Posts Tagged ‘u.s. housing market’

U.S. Housing Market Remains Weak

May 29th, 2011 Comments off

The National Association of Realtors released its most current report on pending home sales; it was utterly dismal. April witnessed  a contraction from March of 11 percent;  year-on-year pending house purchases fell by 26.5 percent. It must be recalled that a year ago the U.S. housing market was already in feeble shape.

These numbers confirm that America’s residential housing market remains in pathetic condition. This massive share of U.S. economic activity, the faltering of which triggered the ongoing global financial and economic crisis, remains in pathetic condition. With no recovery in sight-and it must be recalled that housing is typically the leading edge of a real economic recovery from a deep recession, there is no clear path towards healthy economic metrics. This sobering statistic, in conjunction with other tepid economic indicators, including a weak employment market, highlights the fragility of the U.S. economy. At this point, it is only massive government deficits, projected at more than $1.6 trillion for the current fiscal year, that has prevented a continued massive contraction in overall economic performance in America. And, as I have pointed out before, massive public debt is no viable strategy for creating long-term sustainable economic growth.

U.S. Housing Market Continues To Be An Economic Disaster

March 3rd, 2011 Comments off

Ground zero of the global financial and economic crisis of 2008, the collapse of the U.S. residential housing market, remains in critical condition. Despite trillions of dollars in public debt utilized as a backstop for the mortgage industry and gimmicks like tax credits for new home purchasers, the stream of date shows that the overarching trend in the United States is continuing home price deflation, as a rising proportion of outstanding mortgages  are under water.

One recent survey indicates that in January of this year 27 percent of all American mortgages were under water (balance of mortgage exceeds market value of home),compared with 20 percent in August 2010. The National Association of Realtors Pending Home Sales Index most recently has tracked downward movement on home sales, and prices in most parts of the United States continue to decline.
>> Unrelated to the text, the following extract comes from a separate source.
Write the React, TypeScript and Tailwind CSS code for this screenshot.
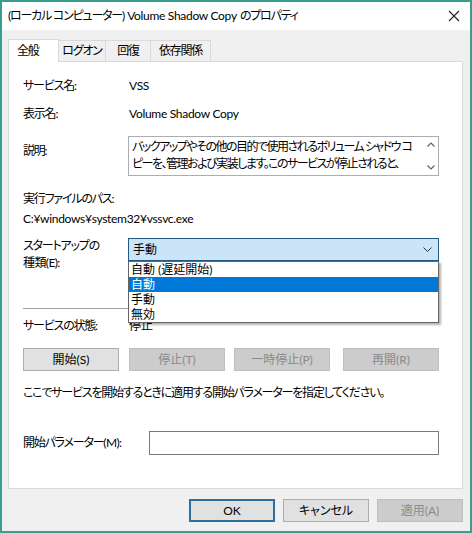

With a weak housing market in the U.S. seemingly immune to massive injections of borrowed public money, no wonder Fed Chairman Ben Bernanke is printing money like a crazy man on LSD. His most recent bout of quantitative easing does not seem to have stimulated the domestic housing market at all, though it has pumped up the Dow Jones index to absurd ratios of price to earnings. However, as 2008 demonstrated the centrality of housing to the U.S. economy and not its hyperbolic stock market, the continuing weakness in this core sector does not bode well for a sustained recovery, both in America and throughout the global economy.




U.S. Housing Market Remains in Deep Slump

June 17th, 2010 Comments off

The U.S. Commerce Department released figures for housing starts for May 2010, and they were far worse than projected by economists. They plunged 10%, representing a seasonally adjusted annual rate of 593,000 housing starts, versus  659,000 for April. The decline in single family dwelling starts was 17%, the worst contraction since 1991.

The minor uplift in housing starts over the past several months was due entirely to government funded tax credits, paid for with borrowed money. With these short-term gimmicks now being phased out, the organic weakness in the American housing market can no longer be obscured. It must be recalled that the trigger for the current global economic crisis was the collapse of the sub-prime residential housing market in the United States. With worsening public deficits forcing governments to phase out artificial props for a fractured housing industry, we are now seeing adjustable rate, near prime and prime mortgages going into default, not only in the U.S. but throughout the world. This will all serve to undermine what has thus far passed for an anaemic recovery from the worst economic downturn since the Great Depression of the 1930s.